The clinical inference is that the reduced cardiopulmonary reserve imposed by COPD – a disease often marked by pulmonary hypertension and right ventricular dysfunction – renders the circulatory system less capable of coping with the effects of an MI, Dr. Kohei Wakabayashi said at the annual scientific sessions of the American Heart Association.
In a series of 3,249 patients who underwent emergent percutaneous coronary intervention for STEMI at Washington (D.C.) Hospital Center, 365 were known to have COPD. Their rate of in-hospital mortality or cardiogenic shock (24%) was substantially greater than in patients with no COPD (14%).

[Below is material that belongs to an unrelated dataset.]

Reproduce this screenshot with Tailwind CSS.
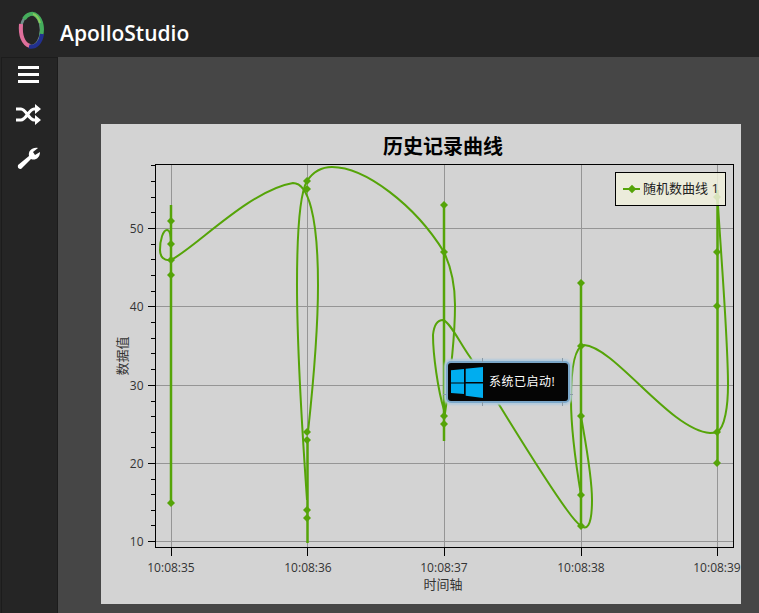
<!DOCTYPE html>
<html lang="en">
<head>
<meta charset="UTF-8">
<title>ApolloStudio</title>
<script src="https://cdn.jsdelivr.net/npm/@tailwindcss/browser@4"></script>
</head>
<body class="w-[759px] h-[613px] overflow-hidden bg-[#252525] font-['Open_Sans','Noto_Sans_CJK_SC',sans-serif]">
<div class="flex flex-col h-[613px]">
  <!-- header -->
  <header class="h-[57px] shrink-0 flex items-center bg-[#252525]">
    <svg class="ml-[18px] mt-[3px]" width="26" height="38" viewBox="0 0 26 38" fill="none">
      <ellipse cx="13" cy="19" rx="10" ry="16" stroke="#6f8f88" stroke-width="2.500"/>
      <path d="M6 8C9 3 15 1 19 5C24 10 25 18 23 25" stroke="#45ad5c" stroke-width="4"/>
      <path d="M15 3C19 4 21 8 22 12" stroke="#86c95a" stroke-width="2"/>
      <path d="M3 13C2 24 5 33 12 35" stroke="#df6f9b" stroke-width="4"/>
      <path d="M11 35.500C18 37 23 31 24 23" stroke="#22308f" stroke-width="4"/>
    </svg>
    <span class="ml-[16px] mt-[11px] text-[21px] font-semibold text-white">ApolloStudio</span>
  </header>
  <div class="flex flex-1 min-h-0">
    <!-- sidebar -->
    <nav class="w-[57px] ml-[1px] shrink-0 flex flex-col items-center border border-b-0 border-[#1c1c1c] bg-[#252525] pt-[8px] pr-[2px] gap-[21px]">
      <svg width="21" height="17" viewBox="0 0 21 17" fill="#fff"><rect y="0" width="21" height="3"/><rect y="7" width="21" height="3"/><rect y="14" width="21" height="3"/></svg>
      <svg width="25" height="21" viewBox="0 0 25 21" fill="none" stroke="#fff" stroke-width="3"><path d="M0 5H5C10 5 13 16 18 16H22M0 16H5C10 16 13 5 18 5H22"/><path d="M19 0L25 5L19 10ZM19 11L25 16L19 21Z" fill="#fff" stroke="none"/></svg>
      <svg width="24" height="24" viewBox="0 0 24 24"><path d="M1 19L12 10C11 5 15 1 21 2L16 6L18 9L23 6C23 12 18 15 14 13L4 23Q0 23 1 19Z" fill="#fff"/></svg>
    </nav>
    <main class="flex-1 bg-[#464646] pt-[67px] pl-[43px]">
      <section class="relative w-[640px] h-[480px] bg-[#d3d3d3]">
        <svg class="absolute inset-0" width="640" height="480" viewBox="101 124 640 480" font-family="'Open Sans','Noto Sans CJK SC',sans-serif">
          <text x="443" y="154" text-anchor="middle" font-size="20" font-weight="700" fill="#000">历史记录曲线</text>
          <g stroke="#959595" stroke-width="1">
            <path d="M171.500 164V547M307.500 164V547M444.500 164V547M581.500 164V547M717.500 164V547"/>
            <path d="M155 228.500H733M155 306.500H733M155 385.500H733M155 463.500H733M155 541.500H733"/>
          </g>
          <rect x="155.500" y="164.500" width="578" height="383" fill="none" stroke="#000"/>
          <path stroke="#000" d="M171.500 548v8M307.500 548v8M444.500 548v8M581.500 548v8M717.500 548v8M148 541.500h7M148 463.500h7M148 385.500h7M148 306.500h7M148 228.500h7M151 525.500h4M151 510.500h4M151 494.500h4M151 479.500h4M151 447.500h4M151 432.500h4M151 416.500h4M151 401.500h4M151 369.500h4M151 353.500h4M151 338.500h4M151 322.500h4M151 291.500h4M151 275.500h4M151 259.500h4M151 244.500h4M151 212.500h4M151 197.500h4M151 181.500h4M151 165.500h4"/>
          <g font-size="12" fill="#333" text-anchor="middle">
            <text x="171" y="572">10:08:35</text><text x="308" y="572">10:08:36</text><text x="444" y="572">10:08:37</text><text x="581" y="572">10:08:38</text><text x="717" y="572">10:08:39</text>
            <text x="443" y="589" font-size="13">时间轴</text>
            <text transform="translate(127 356) rotate(-90)" font-size="13">数据值</text>
          </g>
          <g font-size="12" fill="#333" text-anchor="end">
            <text x="143.500" y="546">10</text><text x="143.500" y="468">20</text><text x="143.500" y="390">30</text><text x="143.500" y="311">40</text><text x="143.500" y="233">50</text>
          </g>
          <g fill="none" stroke="#55a408" stroke-width="2">
            <!-- vertical runs where several samples share one timestamp -->
            <path stroke-width="2.500" d="M171 205V503M307.500 440V543M444 205V441M581 283V526M717.500 190V463"/>
            <path d="M171 244C171 235 170 230 167 230C163 230 160 240 160 250C160 257 164 261 171 260C195 248 250 190 293 183C308 183 318 215 318 285C318 340 312 395 308 432"/>
            <path d="M307 500C303 440 297 360 297 285C297 235 299 195 307 181C313 172 320 167 332 167C365 167 415 205 444 252C450 265 455 285 455 305C455 340 450 380 444 420"/>
            <path d="M444 410C438 390 433 355 433 335C434 325 438 320 443 320C450 322 460 343 470 357C490 390 545 480 567 510C572 517 577 523 581 526C586 530 592 528 592 500C592 475 585 440 581 416"/>
            <path d="M581 495C576 465 571 425 571 400C571 370 574 347 584 345C615 347 670 430 710 433C713 433 715 433 717 432C725 428 728 405 728 385C728 340 722 270 717 190"/>
          </g>
          <g fill="#55a408">
            <path d="M171 217l4 4l-4 4l-4-4zM171 240l4 4l-4 4l-4-4zM171 256l4 4l-4 4l-4-4zM171 271l4 4l-4 4l-4-4zM171 499l4 4l-4 4l-4-4z"/>
            <path d="M307 177l4 4l-4 4l-4-4zM307 185l4 4l-4 4l-4-4zM307 428l4 4l-4 4l-4-4zM307 436l4 4l-4 4l-4-4zM307 506l4 4l-4 4l-4-4zM307 514l4 4l-4 4l-4-4z"/>
            <path d="M444 201l4 4l-4 4l-4-4zM444 248l4 4l-4 4l-4-4zM444 412l4 4l-4 4l-4-4zM444 420l4 4l-4 4l-4-4z"/>
            <path d="M581 279l4 4l-4 4l-4-4zM581 342l4 4l-4 4l-4-4zM581 412l4 4l-4 4l-4-4zM581 491l4 4l-4 4l-4-4zM581 522l4 4l-4 4l-4-4z"/>
            <path d="M717 193l4 4l-4 4l-4-4zM717 248l4 4l-4 4l-4-4zM717 302l4 4l-4 4l-4-4zM717 428l4 4l-4 4l-4-4zM717 459l4 4l-4 4l-4-4z"/>
          </g>
        </svg>
        <!-- legend -->
        <div class="absolute left-[514px] top-[48px] w-[111px] h-[34px] flex items-center gap-[3px] pl-[7px] border border-black bg-[#f0f0dc]/85 text-[13px] text-[#222]">
          <span class="relative w-[17px] h-[2px] bg-[#55a408]"><span class="absolute left-[6px] top-[-2px] w-[6px] h-[6px] rotate-45 bg-[#55a408]"></span></span>
          <span>随机数曲线 1</span>
        </div>
        <!-- toast -->
        <div class="absolute left-[347px] top-[239px] w-[120px] h-[38px] rounded-[3px] bg-[#050505] shadow-[0_0_0_2px_#7ba7c9,0_0_2px_4px_#b4cbdc] flex items-center gap-[6px] pl-[3px] text-[12px] tracking-[0.5px] text-white">
          <span class="absolute left-[34px] top-[-5px] w-px h-[4px] bg-[#8a9aa6]"></span>
          <span class="absolute left-[114px] top-[-5px] w-px h-[4px] bg-[#8a9aa6]"></span>
          <span class="absolute left-[34px] bottom-[-5px] w-px h-[4px] bg-[#8a9aa6]"></span>
          <span class="absolute left-[114px] bottom-[-5px] w-px h-[4px] bg-[#8a9aa6]"></span>
          <span class="absolute left-[-5px] top-[31px] w-[3px] h-px bg-[#8a9aa6]"></span>
          <span class="absolute right-[-5px] top-[31px] w-[3px] h-px bg-[#8a9aa6]"></span>
          <svg width="32" height="31" viewBox="0 0 32 31" fill="#00adef"><path d="M0 3.300L13 2V15.500H0ZM14.700 1.700L32 0V15H14.700ZM0 16.500H13V27L0 26ZM14.700 16.500H32V31L14.700 28.700Z"/></svg>
          <span>系统已启动!</span>
        </div>
      </section>
    </main>
  </div>
</div>
</body>
</html>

Patients with COPD were significantly older, were more often smokers and women, and had a higher prevalence of chronic renal insufficiency, hypertension, and diabetes. In a multivariate logistic regression analysis adjusted for these factors, COPD emerged as the single strongest independent predictor of in-hospital mortality or cardiogenic shock in patients undergoing PCI for STEMI, with an associated 83% increased risk.
The other independent predictors of in-hospital mortality or cardiogenic shock in STEMI patients were the number of diseased vessels, maximum creatine kinase value, and age, according to Dr. Wakabayashi of the center.
He declared having no relevant financial interests.